Digital TV sucks. It will be the end of television, as we know it. Mark my words.
FC Closer
Here is the real reason for the 1080i/720p split:
Sony HDCAM: 1080i
Panasonic D5: 720p
Half of broadcasters went one way, half went the other. Keep in mind the existing business relationships at networks and stations.
But 1080i really does seem to provide a higher-resolution experience (when watched on a real 1080 monitor...) HDNET went 1080i, and most PBS content is 1080i. But I will admit it is really a religious issue.
I've never heard about the duopoly issue with DTV channel assignments. It is my impression that every analog broadcast channel is entitled to a DTV channel as well during the transition. Do you have a reference on this?

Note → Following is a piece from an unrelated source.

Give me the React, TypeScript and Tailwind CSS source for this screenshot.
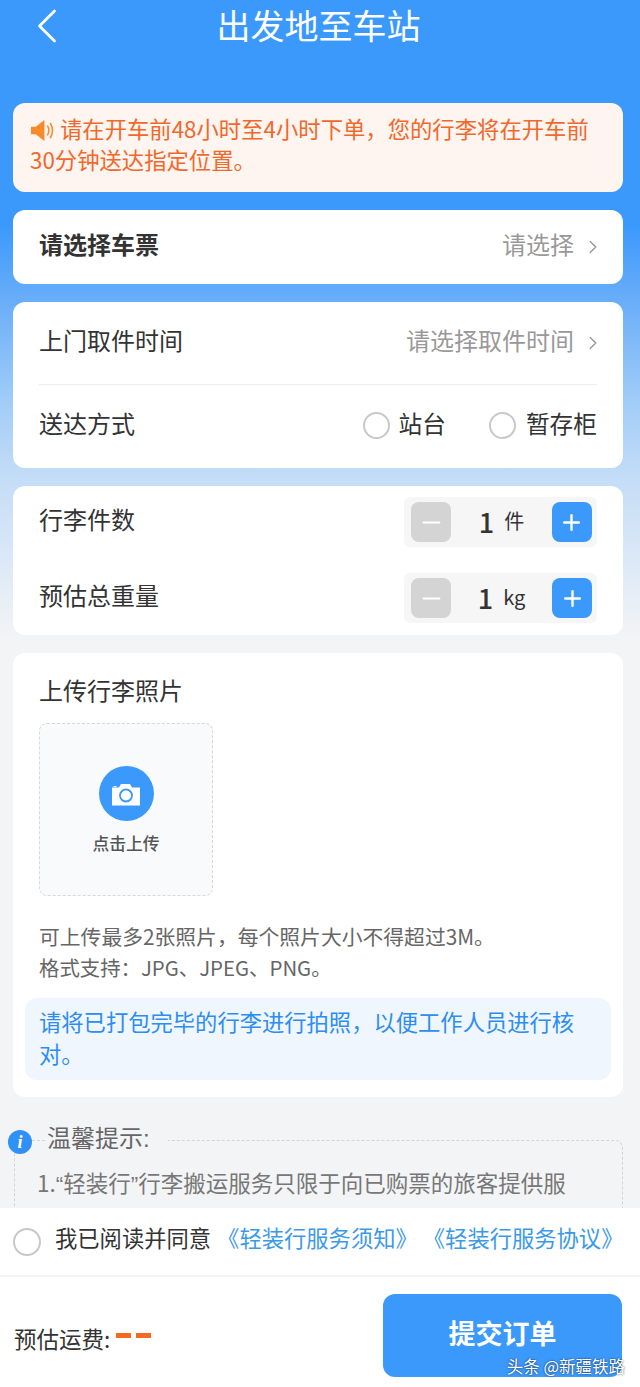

I can assure you that MPEG-2 is the ONLY codec that is broadcast-ready. Certainly when ATSC specs were defined, they weren't even thoughts.
I've seen the best H.264 and Windows Media live encoders on the planet, and they can barely get the same quality at the same bitrate as the best mid-level MPEG-2 live encoders.
Keep in mind that MPEG-2 encoders have had years to get better. People keep coming up with ways to cut bits, you now have live 2-pass encoders, pre-filtering, etc. MPEG-2 live encoding quality has improved 100% in the last five years in terms of equivalent bitrate quality.
I expect 2-3 years before the live H.264/WMT encoders can catch up with live MPEG-2 encoders.
Porn is what runs most of the internet.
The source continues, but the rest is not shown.